▶ **Given information**:
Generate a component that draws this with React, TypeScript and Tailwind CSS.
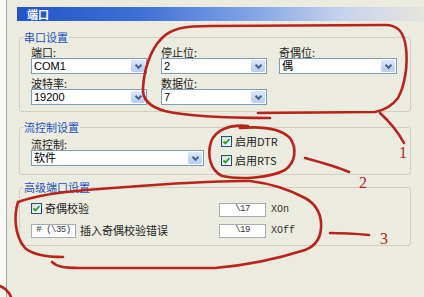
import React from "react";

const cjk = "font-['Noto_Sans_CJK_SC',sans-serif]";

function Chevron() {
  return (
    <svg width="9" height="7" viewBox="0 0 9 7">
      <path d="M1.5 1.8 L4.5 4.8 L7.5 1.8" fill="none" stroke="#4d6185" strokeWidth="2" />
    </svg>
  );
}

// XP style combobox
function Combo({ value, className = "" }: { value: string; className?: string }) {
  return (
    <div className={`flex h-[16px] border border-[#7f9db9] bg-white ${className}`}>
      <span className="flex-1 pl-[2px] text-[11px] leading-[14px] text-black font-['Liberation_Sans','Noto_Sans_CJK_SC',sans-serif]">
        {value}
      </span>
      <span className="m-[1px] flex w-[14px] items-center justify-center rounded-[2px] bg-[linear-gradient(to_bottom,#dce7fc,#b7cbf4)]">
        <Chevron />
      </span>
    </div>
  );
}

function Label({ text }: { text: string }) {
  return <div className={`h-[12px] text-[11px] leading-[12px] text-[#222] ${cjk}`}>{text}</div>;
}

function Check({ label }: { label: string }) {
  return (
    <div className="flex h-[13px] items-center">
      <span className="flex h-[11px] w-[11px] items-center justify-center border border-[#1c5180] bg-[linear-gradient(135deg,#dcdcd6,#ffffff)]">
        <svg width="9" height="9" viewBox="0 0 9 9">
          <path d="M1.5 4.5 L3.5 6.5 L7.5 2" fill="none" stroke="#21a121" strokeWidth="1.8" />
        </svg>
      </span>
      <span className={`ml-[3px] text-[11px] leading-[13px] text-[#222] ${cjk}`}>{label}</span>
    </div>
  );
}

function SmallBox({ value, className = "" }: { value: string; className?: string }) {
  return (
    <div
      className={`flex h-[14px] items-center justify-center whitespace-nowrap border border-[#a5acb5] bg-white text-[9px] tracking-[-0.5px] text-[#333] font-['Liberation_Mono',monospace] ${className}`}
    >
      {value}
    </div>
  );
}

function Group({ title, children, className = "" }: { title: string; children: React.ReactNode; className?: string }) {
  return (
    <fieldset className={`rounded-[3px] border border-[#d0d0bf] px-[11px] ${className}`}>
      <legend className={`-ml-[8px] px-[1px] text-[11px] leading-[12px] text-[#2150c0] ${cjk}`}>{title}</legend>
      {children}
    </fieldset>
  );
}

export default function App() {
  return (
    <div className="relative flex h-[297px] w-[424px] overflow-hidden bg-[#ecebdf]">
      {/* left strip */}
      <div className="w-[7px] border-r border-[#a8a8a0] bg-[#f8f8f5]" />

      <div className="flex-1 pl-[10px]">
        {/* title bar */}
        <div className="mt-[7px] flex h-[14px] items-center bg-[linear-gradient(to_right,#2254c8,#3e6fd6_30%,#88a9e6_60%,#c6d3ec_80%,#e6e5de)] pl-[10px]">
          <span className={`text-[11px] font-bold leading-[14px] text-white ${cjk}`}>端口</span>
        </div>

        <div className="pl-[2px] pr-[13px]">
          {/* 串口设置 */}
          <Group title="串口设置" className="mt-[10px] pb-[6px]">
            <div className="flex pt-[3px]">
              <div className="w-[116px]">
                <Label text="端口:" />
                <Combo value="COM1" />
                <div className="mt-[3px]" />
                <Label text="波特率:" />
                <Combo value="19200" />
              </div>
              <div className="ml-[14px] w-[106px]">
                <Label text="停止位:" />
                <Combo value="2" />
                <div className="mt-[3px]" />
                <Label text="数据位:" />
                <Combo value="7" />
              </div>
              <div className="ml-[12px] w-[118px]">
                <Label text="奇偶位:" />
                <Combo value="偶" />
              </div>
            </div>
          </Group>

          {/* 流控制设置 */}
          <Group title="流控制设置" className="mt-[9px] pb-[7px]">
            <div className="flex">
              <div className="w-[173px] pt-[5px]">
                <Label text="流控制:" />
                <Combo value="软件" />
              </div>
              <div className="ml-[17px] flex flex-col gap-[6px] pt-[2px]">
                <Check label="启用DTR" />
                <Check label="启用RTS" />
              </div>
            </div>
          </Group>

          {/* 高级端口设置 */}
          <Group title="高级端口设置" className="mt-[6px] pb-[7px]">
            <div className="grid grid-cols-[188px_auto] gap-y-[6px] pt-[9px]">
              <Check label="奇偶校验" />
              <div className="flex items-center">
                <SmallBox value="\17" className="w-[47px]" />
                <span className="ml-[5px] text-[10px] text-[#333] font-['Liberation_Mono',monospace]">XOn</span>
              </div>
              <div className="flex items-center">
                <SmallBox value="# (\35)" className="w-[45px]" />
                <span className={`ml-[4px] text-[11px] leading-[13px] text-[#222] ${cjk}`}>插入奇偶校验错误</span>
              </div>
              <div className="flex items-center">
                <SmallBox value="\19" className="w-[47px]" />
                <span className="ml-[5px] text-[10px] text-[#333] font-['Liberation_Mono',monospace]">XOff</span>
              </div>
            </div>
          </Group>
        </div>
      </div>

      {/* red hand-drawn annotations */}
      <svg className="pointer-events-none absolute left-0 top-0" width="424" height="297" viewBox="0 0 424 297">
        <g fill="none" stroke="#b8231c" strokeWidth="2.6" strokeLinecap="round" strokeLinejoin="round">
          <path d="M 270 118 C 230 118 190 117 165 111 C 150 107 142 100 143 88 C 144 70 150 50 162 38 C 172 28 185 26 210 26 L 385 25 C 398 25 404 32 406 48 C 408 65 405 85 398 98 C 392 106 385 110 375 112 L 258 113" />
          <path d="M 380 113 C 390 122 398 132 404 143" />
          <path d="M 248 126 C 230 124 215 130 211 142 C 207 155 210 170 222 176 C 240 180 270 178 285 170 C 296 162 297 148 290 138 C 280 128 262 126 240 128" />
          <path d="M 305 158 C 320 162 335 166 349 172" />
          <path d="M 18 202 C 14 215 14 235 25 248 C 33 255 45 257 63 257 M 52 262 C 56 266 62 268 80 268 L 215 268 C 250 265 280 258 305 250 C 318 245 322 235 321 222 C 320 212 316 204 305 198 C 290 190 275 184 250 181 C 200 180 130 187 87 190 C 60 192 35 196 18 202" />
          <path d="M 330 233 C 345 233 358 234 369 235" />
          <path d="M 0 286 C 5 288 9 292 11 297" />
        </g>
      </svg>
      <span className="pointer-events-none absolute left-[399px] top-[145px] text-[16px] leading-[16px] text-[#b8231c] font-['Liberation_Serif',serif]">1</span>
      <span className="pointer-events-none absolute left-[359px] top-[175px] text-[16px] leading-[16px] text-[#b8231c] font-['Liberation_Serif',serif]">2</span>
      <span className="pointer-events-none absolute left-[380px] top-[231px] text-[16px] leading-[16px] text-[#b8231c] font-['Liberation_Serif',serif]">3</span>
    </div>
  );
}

▶ **What you are asked to do**: Omit every picture while copying the listing above exactly.

▶ **Exercise answer**:
Generate a component that draws this with React, TypeScript and Tailwind CSS.
import React from "react";

const cjk = "font-['Noto_Sans_CJK_SC',sans-serif]";

function Chevron() {
  return (
    <svg width="9" height="7" viewBox="0 0 9 7">
      <path d="M1.5 1.8 L4.5 4.8 L7.5 1.8" fill="none" stroke="#4d6185" strokeWidth="2" />
    </svg>
  );
}

// XP style combobox
function Combo({ value, className = "" }: { value: string; className?: string }) {
  return (
    <div className={`flex h-[16px] border border-[#7f9db9] bg-white ${className}`}>
      <span className="flex-1 pl-[2px] text-[11px] leading-[14px] text-black font-['Liberation_Sans','Noto_Sans_CJK_SC',sans-serif]">
        {value}
      </span>
      <span className="m-[1px] flex w-[14px] items-center justify-center rounded-[2px] bg-[linear-gradient(to_bottom,#dce7fc,#b7cbf4)]">
        <Chevron />
      </span>
    </div>
  );
}

function Label({ text }: { text: string }) {
  return <div className={`h-[12px] text-[11px] leading-[12px] text-[#222] ${cjk}`}>{text}</div>;
}

function Check({ label }: { label: string }) {
  return (
    <div className="flex h-[13px] items-center">
      <span className="flex h-[11px] w-[11px] items-center justify-center border border-[#1c5180] bg-[linear-gradient(135deg,#dcdcd6,#ffffff)]">
        <svg width="9" height="9" viewBox="0 0 9 9">
          <path d="M1.5 4.5 L3.5 6.5 L7.5 2" fill="none" stroke="#21a121" strokeWidth="1.8" />
        </svg>
      </span>
      <span className={`ml-[3px] text-[11px] leading-[13px] text-[#222] ${cjk}`}>{label}</span>
    </div>
  );
}

function SmallBox({ value, className = "" }: { value: string; className?: string }) {
  return (
    <div
      className={`flex h-[14px] items-center justify-center whitespace-nowrap border border-[#a5acb5] bg-white text-[9px] tracking-[-0.5px] text-[#333] font-['Liberation_Mono',monospace] ${className}`}
    >
      {value}
    </div>
  );
}

function Group({ title, children, className = "" }: { title: string; children: React.ReactNode; className?: string }) {
  return (
    <fieldset className={`rounded-[3px] border border-[#d0d0bf] px-[11px] ${className}`}>
      <legend className={`-ml-[8px] px-[1px] text-[11px] leading-[12px] text-[#2150c0] ${cjk}`}>{title}</legend>
      {children}
    </fieldset>
  );
}

export default function App() {
  return (
    <div className="relative flex h-[297px] w-[424px] overflow-hidden bg-[#ecebdf]">
      {/* left strip */}
      <div className="w-[7px] border-r border-[#a8a8a0] bg-[#f8f8f5]" />

      <div className="flex-1 pl-[10px]">
        {/* title bar */}
        <div className="mt-[7px] flex h-[14px] items-center bg-[linear-gradient(to_right,#2254c8,#3e6fd6_30%,#88a9e6_60%,#c6d3ec_80%,#e6e5de)] pl-[10px]">
          <span className={`text-[11px] font-bold leading-[14px] text-white ${cjk}`}>端口</span>
        </div>

        <div className="pl-[2px] pr-[13px]">
          {/* 串口设置 */}
          <Group title="串口设置" className="mt-[10px] pb-[6px]">
            <div className="flex pt-[3px]">
              <div className="w-[116px]">
                <Label text="端口:" />
                <Combo value="COM1" />
                <div className="mt-[3px]" />
                <Label text="波特率:" />
                <Combo value="19200" />
              </div>
              <div className="ml-[14px] w-[106px]">
                <Label text="停止位:" />
                <Combo value="2" />
                <div className="mt-[3px]" />
                <Label text="数据位:" />
                <Combo value="7" />
              </div>
              <div className="ml-[12px] w-[118px]">
                <Label text="奇偶位:" />
                <Combo value="偶" />
              </div>
            </div>
          </Group>

          {/* 流控制设置 */}
          <Group title="流控制设置" className="mt-[9px] pb-[7px]">
            <div className="flex">
              <div className="w-[173px] pt-[5px]">
                <Label text="流控制:" />
                <Combo value="软件" />
              </div>
              <div className="ml-[17px] flex flex-col gap-[6px] pt-[2px]">
                <Check label="启用DTR" />
                <Check label="启用RTS" />
              </div>
            </div>
          </Group>

          {/* 高级端口设置 */}
          <Group title="高级端口设置" className="mt-[6px] pb-[7px]">
            <div className="grid grid-cols-[188px_auto] gap-y-[6px] pt-[9px]">
              <Check label="奇偶校验" />
              <div className="flex items-center">
                <SmallBox value="\17" className="w-[47px]" />
                <span className="ml-[5px] text-[10px] text-[#333] font-['Liberation_Mono',monospace]">XOn</span>
              </div>
              <div className="flex items-center">
                <SmallBox value="# (\35)" className="w-[45px]" />
                <span className={`ml-[4px] text-[11px] leading-[13px] text-[#222] ${cjk}`}>插入奇偶校验错误</span>
              </div>
              <div className="flex items-center">
                <SmallBox value="\19" className="w-[47px]" />
                <span className="ml-[5px] text-[10px] text-[#333] font-['Liberation_Mono',monospace]">XOff</span>
              </div>
            </div>
          </Group>
        </div>
      </div>

      {/* red hand-drawn annotations */}
      <svg className="pointer-events-none absolute left-0 top-0" width="424" height="297" viewBox="0 0 424 297">
        <g fill="none" stroke="#b8231c" strokeWidth="2.6" strokeLinecap="round" strokeLinejoin="round">
          <path d="M 270 118 C 230 118 190 117 165 111 C 150 107 142 100 143 88 C 144 70 150 50 162 38 C 172 28 185 26 210 26 L 385 25 C 398 25 404 32 406 48 C 408 65 405 85 398 98 C 392 106 385 110 375 112 L 258 113" />
          <path d="M 380 113 C 390 122 398 132 404 143" />
          <path d="M 248 126 C 230 124 215 130 211 142 C 207 155 210 170 222 176 C 240 180 270 178 285 170 C 296 162 297 148 290 138 C 280 128 262 126 240 128" />
          <path d="M 305 158 C 320 162 335 166 349 172" />
          <path d="M 18 202 C 14 215 14 235 25 248 C 33 255 45 257 63 257 M 52 262 C 56 266 62 268 80 268 L 215 268 C 250 265 280 258 305 250 C 318 245 322 235 321 222 C 320 212 316 204 305 198 C 290 190 275 184 250 181 C 200 180 130 187 87 190 C 60 192 35 196 18 202" />
          <path d="M 330 233 C 345 233 358 234 369 235" />
          <path d="M 0 286 C 5 288 9 292 11 297" />
        </g>
      </svg>
      <span className="pointer-events-none absolute left-[399px] top-[145px] text-[16px] leading-[16px] text-[#b8231c] font-['Liberation_Serif',serif]">1</span>
      <span className="pointer-events-none absolute left-[359px] top-[175px] text-[16px] leading-[16px] text-[#b8231c] font-['Liberation_Serif',serif]">2</span>
      <span className="pointer-events-none absolute left-[380px] top-[231px] text-[16px] leading-[16px] text-[#b8231c] font-['Liberation_Serif',serif]">3</span>
    </div>
  );
}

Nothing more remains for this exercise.